1) Something I should have caught the first time. I had used OS X's built in Create PDF function for all PDF files, except InDesign CS4, which kept producing a hosed PDF file. Had to use the Acrobat 9 PDF printer for that. Anyway, since OS X automatically embeds fonts, and the PDF files displayed identically in 10.5 and 10.6, then that means the OS was rendering the fonts correctly.

2) The InDesign CS4 document displayed identically in both Leopard and Snow Leopard. So it too was rendering the fonts correctly. As did the other apps I dropped various fonts into.

Only Quark was having an issue between the two versions of OS X. I think that pretty much confirms that Quark is what needs to be fixed.

Sep 11, 2009 1:50 PM in response to narc_monkey

I have been chasing this problem for several days. The techs at Quark were very helpful. The problem is with Postscript Type 1 fonts.
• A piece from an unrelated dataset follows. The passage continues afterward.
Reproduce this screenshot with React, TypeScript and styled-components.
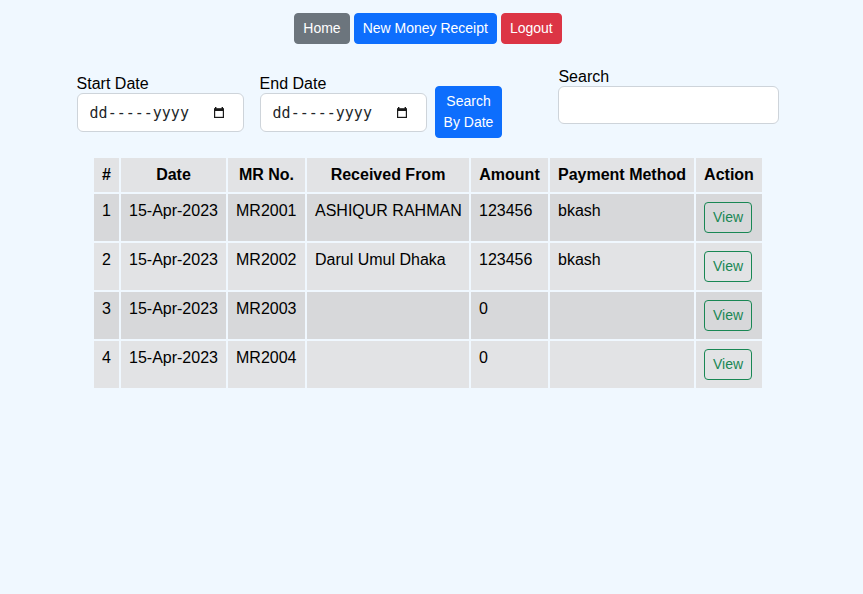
import React from "react";
import styled, { createGlobalStyle } from "styled-components";

const GlobalStyle = createGlobalStyle`
  html, body {
    margin: 0;
    padding: 0;
    background: #f0f8ff;
    font-family: "Liberation Sans", Arial, sans-serif;
    font-size: 16px;
    line-height: 1.5;
    color: #212529;
  }
  * { box-sizing: border-box; }
`;

const Page = styled.div`
  width: 856px;
  padding-top: 13px;
`;

const Nav = styled.nav`
  display: flex;
  justify-content: center;
  gap: 4px;
`;

const Btn = styled.button<{ $variant: "secondary" | "primary" | "danger" }>`
  font-family: "Liberation Sans", Arial, sans-serif;
  font-size: 14px;
  line-height: 21px;
  padding: 4px 8px;
  border-radius: 4px;
  color: #fff;
  cursor: pointer;
  flex-shrink: 0;
  border: 1px solid
    ${(p) =>
      p.$variant === "secondary" ? "#6c757d" : p.$variant === "primary" ? "#0d6efd" : "#dc3545"};
  background: ${(p) =>
    p.$variant === "secondary" ? "#6c757d" : p.$variant === "primary" ? "#0d6efd" : "#dc3545"};
`;

const FilterRow = styled.div`
  margin-top: 18px;
  display: flex;
  justify-content: center;
  align-items: flex-start;
`;

const Field = styled.div<{ $top: number; $gapRight: number }>`
  display: flex;
  flex-direction: column;
  flex-shrink: 0;
  margin-top: ${(p) => p.$top}px;
  margin-right: ${(p) => p.$gapRight}px;
`;

const Label = styled.label`
  font-size: 16px;
  line-height: 18px;
  padding-top: 6px;
  color: #000;
`;

const DateBox = styled.div`
  position: relative;
  width: 167px;
  height: 39px;
`;

const DateInput = styled.input`
  width: 100%;
  height: 100%;
  padding: 6px 12px;
  border: 1px solid #ced4da;
  border-radius: 6px;
  background: #fff;
  font-family: "DejaVu Sans Mono", monospace;
  font-size: 15px;
  color: #212529;
  &::placeholder {
    color: #212529;
    opacity: 1;
  }
`;

const CalendarIcon = styled.svg`
  position: absolute;
  left: 137px;
  top: 14px;
  pointer-events: none;
`;

const TextInput = styled.input`
  width: 221px;
  height: 38px;
  padding: 6px 12px;
  border: 1px solid #ced4da;
  border-radius: 6px;
  background: #fff;
  font-family: "Liberation Sans", Arial, sans-serif;
  font-size: 16px;
`;

const SearchBtn = styled(Btn)`
  margin-top: 24px;
  margin-right: 56px;
  text-align: center;
  white-space: nowrap;
`;

const Table = styled.table`
  width: 672px;
  margin: 18px auto 0;
  border-collapse: separate;
  border-spacing: 2px;
  table-layout: fixed;
  color: #000;
`;

const Th = styled.th`
  background: #e2e3e5;
  font-weight: bold;
  font-size: 16px;
  line-height: 18px;
  padding: 8px;
  text-align: center;
  white-space: nowrap;
`;

const Tr = styled.tr<{ $odd: boolean }>`
  background: ${(p) => (p.$odd ? "#d7d8da" : "#e2e3e5")};
`;

const Td = styled.td`
  font-size: 16px;
  line-height: 18px;
  padding: 8px;
  vertical-align: top;
  white-space: nowrap;
`;

const ViewBtn = styled.button`
  font-family: "Liberation Sans", Arial, sans-serif;
  font-size: 14px;
  line-height: 21px;
  padding: 4px 8px;
  border: 1px solid #198754;
  border-radius: 4px;
  background: transparent;
  color: #198754;
  cursor: pointer;
`;

const rows = [
  { id: 1, date: "15-Apr-2023", mr: "MR2001", from: "ASHIQUR RAHMAN", amount: "123456", method: "bkash" },
  { id: 2, date: "15-Apr-2023", mr: "MR2002", from: "Darul Umul Dhaka", amount: "123456", method: "bkash" },
  { id: 3, date: "15-Apr-2023", mr: "MR2003", from: "", amount: "0", method: "" },
  { id: 4, date: "15-Apr-2023", mr: "MR2004", from: "", amount: "0", method: "" },
];

const widths = [25, 105, 77, 162, 77, 144, 66];

function DateField({ id, label, gap }: { id: string; label: string; gap: number }) {
  return (
    <Field $top={7} $gapRight={gap}>
      <Label htmlFor={id}>{label}</Label>
      <DateBox>
        <DateInput id={id} type="text" placeholder="dd-----yyyy" />
        <CalendarIcon width="10" height="11" viewBox="0 0 10 11">
          <rect x="1" y="0" width="1.4" height="2" fill="#1a1a1a" />
          <rect x="7.6" y="0" width="1.4" height="2" fill="#1a1a1a" />
          <rect x="0" y="1.5" width="10" height="2.5" fill="#1a1a1a" />
          <rect x="0.6" y="2" width="8.8" height="8.4" fill="none" stroke="#1a1a1a" strokeWidth="1.2" />
        </CalendarIcon>
      </DateBox>
    </Field>
  );
}

export default function App() {
  return (
    <Page>
      <GlobalStyle />
      <Nav>
        <Btn $variant="secondary">Home</Btn>
        <Btn $variant="primary">New Money Receipt</Btn>
        <Btn $variant="danger">Logout</Btn>
      </Nav>
      <FilterRow>
        <DateField id="start" label="Start Date" gap={16} />
        <DateField id="end" label="End Date" gap={8} />
        <SearchBtn $variant="primary">
          Search
          <br />
          By Date
        </SearchBtn>
        <Field $top={0} $gapRight={0}>
          <Label htmlFor="search">Search</Label>
          <TextInput id="search" type="text" />
        </Field>
      </FilterRow>
      <Table>
        <colgroup>
          {widths.map((w, i) => (
            <col key={i} style={{ width: w }} />
          ))}
        </colgroup>
        <thead>
          <tr>
            <Th>#</Th>
            <Th>Date</Th>
            <Th>MR No.</Th>
            <Th>Received From</Th>
            <Th>Amount</Th>
            <Th>Payment Method</Th>
            <Th>Action</Th>
          </tr>
        </thead>
        <tbody>
          {rows.map((r, i) => (
            <Tr key={r.id} $odd={i % 2 === 0}>
              <Td>{r.id}</Td>
              <Td>{r.date}</Td>
              <Td>{r.mr}</Td>
              <Td>{r.from}</Td>
              <Td>{r.amount}</Td>
              <Td>{r.method}</Td>
              <Td>
                <ViewBtn>View</ViewBtn>
              </Td>
            </Tr>
          ))}
        </tbody>
      </Table>
    </Page>
  );
}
And perhaps with older PS Type 1 fonts.

Snow Leopard does not support Apple Type Services (ATS). So the font metrics (line spacing and metric for the character height and width) are returning different values in Snow Leopard than in Leopard. It took three calls to Apple and connecting to Dan Donnelley (a level 2 or 3 technician?) before I got any information.

Apparently, PS Type 1 fonts is not supported in 10.6.1 since ATS is considered "legacy" code and no longer part of Snow Leopard (as per some developer notes in the code files).

I acquired the Adobe Type Library more than 15 years ago, so I may be stuck repurchasing the library for $2599. If you have the Adobe Type Library 8, 9 or 10, you can upgrade to Adobe Type Library 11 (all OTF - Open Type Format) for $1599.

And to this, I say OUCH!

I have not heard of any work-arounds.

I had to erase my hard drive and reinstall 10.5.8 and run a back-up to get back to where I was a week ago.

Apple doesn't seem to be eager to support "old code." Adobe thinks everyone should buy a new font library. It looks as though that $49 upgrade may cost a lot more for designers with older font libraries.